Watch with added layers:

  • Director’s commentary on
  • Paired with behind-the-scenes content
  • Expert analysis afterward

Social Watching Etiquette

In-Person

Do:

  • Show up on time
  • Stay off your phone
  • React naturally
  • Contribute to discussion

Don’t:

  • Spoil anything
  • Talk constantly over dialogue
  • Check your phone repeatedly
  • Leave immediately after

Remote

Do:

  • Test your tech beforehand
  • Mute when there’s background noise
  • Stay engaged
  • Communicate about pauses

Don’t:

  • Watch ahead without telling
  • Drop off without notice
  • Get distracted by other tabs
  • Ignore the social aspect

When Social Watching Isn’t Right

Social watching is great, but sometimes solo viewing is better:

  • You need alone time
  • Content requires focus that conversation interrupts
  • You’re at different points in a series
  • Schedules genuinely can’t align
  • You want to binge at your own pace

There’s a place for both.

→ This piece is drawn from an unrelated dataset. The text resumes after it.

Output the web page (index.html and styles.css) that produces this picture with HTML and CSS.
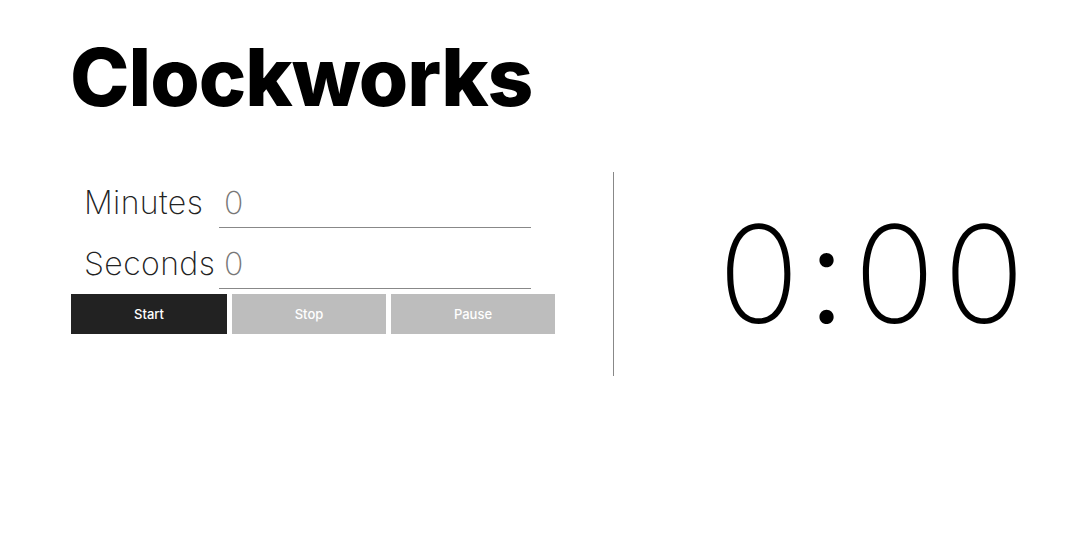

The goal is adding social watching to your mix, not eliminating solo viewing.

Getting Started

This Week

  1. Think of one person you’d enjoy watching something with
  2. Text them: “Want to start a show together?”
  3. Pick something you’re both interested in
  4. Schedule episode 1

That’s it. One person, one show, one plan.

Building From There

If it works:

  • Add more people
  • Try new formats
  • Make it regular
  • Expand content types

Social streaming starts with one watch date.


Streaming alone is fine. Streaming together is often better. You get the content plus the connection. In a world that’s increasingly fragmented, choosing to experience stories together is a small but meaningful act of community.